ロバの耳通信「パラレルワールド・ラブストーリー」

「パラレルワールド・ラブストーリー」(東野圭吾 98年 講談社文庫)

「序章」の並行する田端/品川間の山手線と京浜東北線の電車のドア越しにいつもの女性を意識するというクダリが一番良くて、ひとりの女性を挟んで親友同士が葛藤するという物語は文学の永遠のテーマでありながら東野らしい心理描写で共感。恋愛小説として読めば楽しめるが、オチまでのストーリー展開があまりに奇抜で、読み終わったときの未消化感は否めず。読書ブログでの謎解きまである本だが、指を挟んで読み直しても、結局アレとコレはどうだったのとギモンだけが残った。ツクリモノへのギモンを本気で片付ける気もなれず。

講談社文庫は活字と空白のバランスが良くて好き。





たまたま手に取った雑誌「オール読物11月号」のダイ6回新人賞作品「ひどい句点」(佐々木愛)首都高は裸足でなければ運転できないという男に惹かれた若い女、「姉といもうと」(嶋津 輝)家事が好きで家政婦になった姉とラブホテル勤務の指なしの妹のなんと魅力的なことか。新人賞というワタシの偏見(まあ、シロウトにケが生えたくらいだろう・・)は足元からひっくり返され、横っ面をひっぱたかれた。このところハマっている文藝春秋社恐るべし。ベストセラー作家偏重を改めなければ・・(反省)

2017年1月5日木曜日

ロバの耳通信 「右岸」

「右岸」(辻仁成 12年集英社文庫)

辻仁成の著作では「冷静と情熱のあいだ Blu」(99年角川書店)以来。「冷静と・・」は江國香織とのコラボでベストセラーになり映画化もされたが、イタリアを舞台にしたスカした舞台設定がハナについて小説も映画も好きになれなかったが、真新しい「右岸」が年の暮れの図書館で上下揃ってワタシを待ってくれていたような、そんな気がしたので思わず手に取ってしまった。結果は「当たり」。

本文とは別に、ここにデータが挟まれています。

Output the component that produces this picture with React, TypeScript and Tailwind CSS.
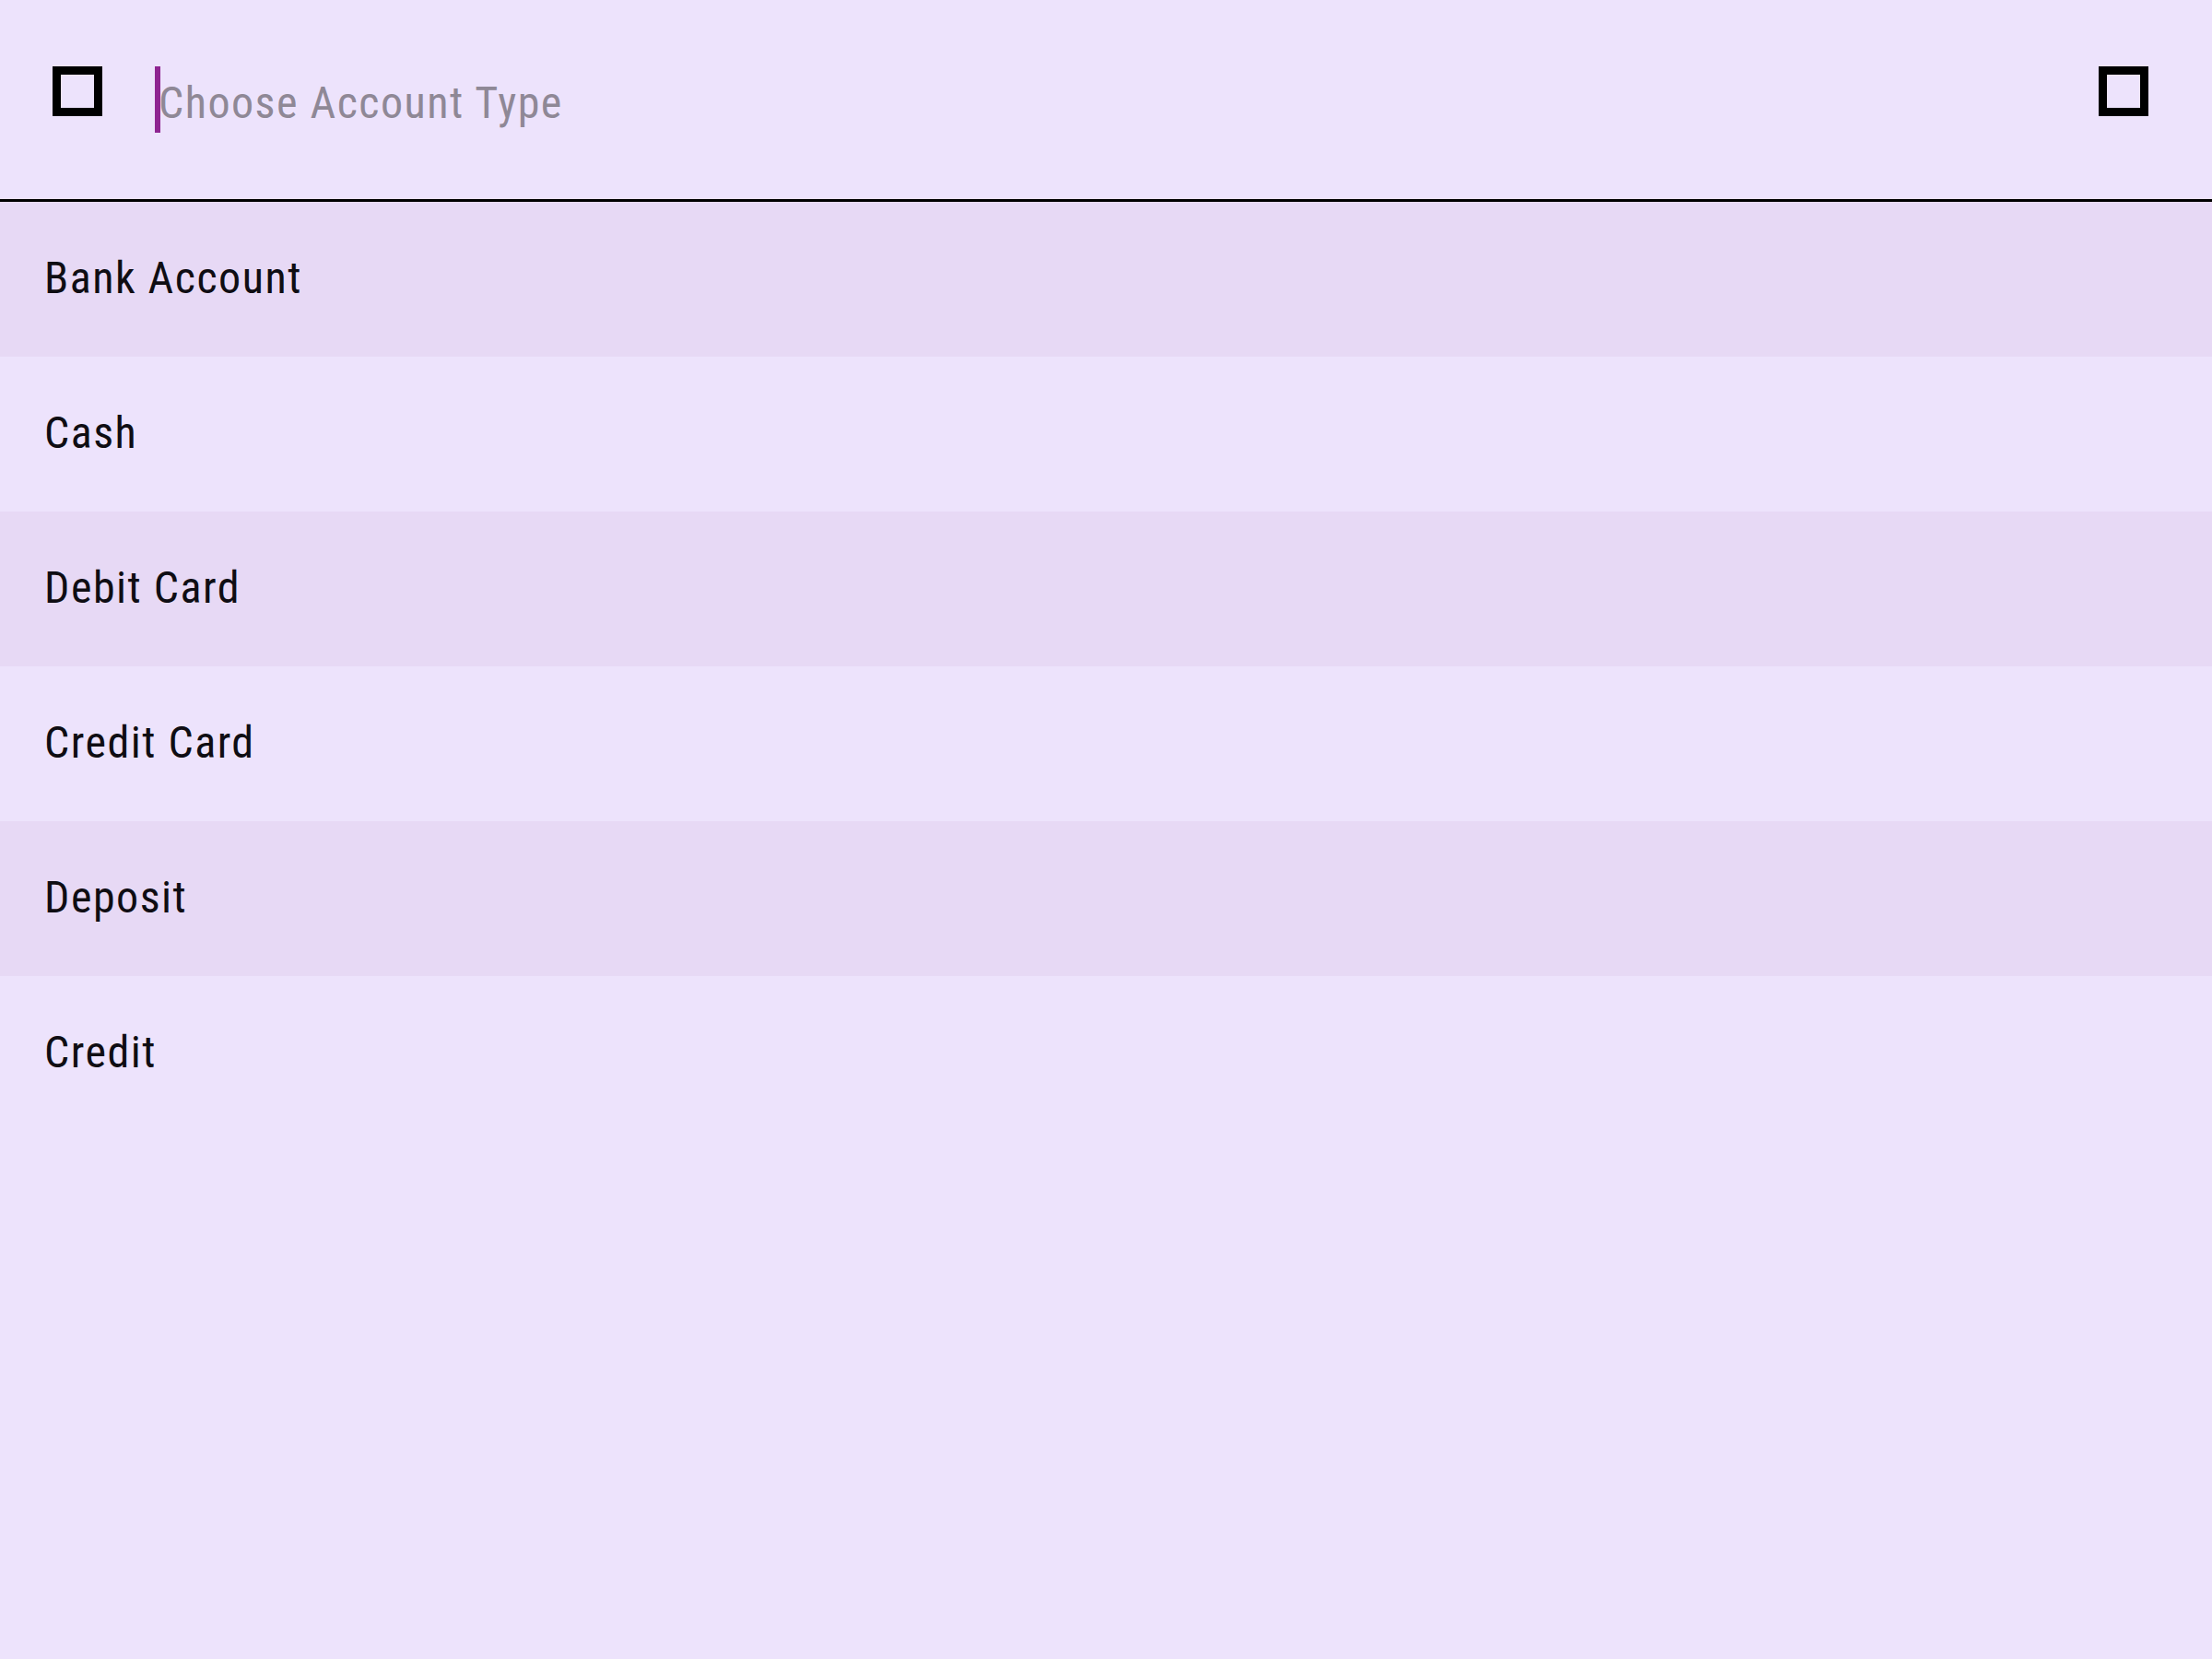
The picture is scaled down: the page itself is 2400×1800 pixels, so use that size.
const items = ["Bank Account", "Cash", "Debit Card", "Credit Card", "Deposit", "Credit"];

function MissingIcon() {
    return <div className="w-[54px] h-[54px] border-[9px] border-black shrink-0" />;
}

export default function App() {
    return (
        <div
            className="w-full min-h-[1800px] bg-[#ede3fc] text-[#0f0d13] font-stretch-condensed"
            style={{ fontFamily: "Roboto, 'Liberation Sans', sans-serif" }}
        >
            {/* search bar */}
            <div className="h-[216px] flex items-start pt-[72px] pl-[57px] pr-[69px]">
                <MissingIcon />
                <div className="flex-1 flex items-start ml-[57px]">
                    <div className="w-[6px] h-[72px] bg-[#8e2491]" />
                    <span className="text-[48px] leading-none tracking-[1.5px] text-[#8f8896] -ml-[2px] mt-[16px]">
                        Choose Account Type
                    </span>
                </div>
                <MissingIcon />
            </div>
            <div className="h-[3px] bg-black" />

            {/* list */}
            <div className="flex flex-col">
                {items.map((item, idx) => (
                    <div
                        key={item}
                        className={
                            "h-[168px] flex items-center pl-[48px] " +
                            (idx % 2 === 0 ? "bg-[#e7d9f5]" : "bg-[#ede3fc]")
                        }
                    >
                        <span className="text-[48px] leading-none tracking-[1.5px] -mt-[2px]">{item}</span>
                    </div>
                ))}
            </div>
        </div>
    );
}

近年は涙腺が緩くなってちょっと感動すると鼻がグスグスになってしまうのだが、祖父江九という超能力者の一生という荒唐無稽な物語ながらスピリチュアルな世界にすっかり感動してしまった。

主人公の周りの次々の死や、何かに生かされていると感じる主人公の思いに強く共感するところが多かったのは、自分もそういう歳になったせいなのかもしれない。「左岸」(江國香織 08年集英社)が祖父江九の幼馴染みの茉莉から書いた作品らしいので、これも読んでみたい。こうして読みたい本のリストがまた長くなっている・・。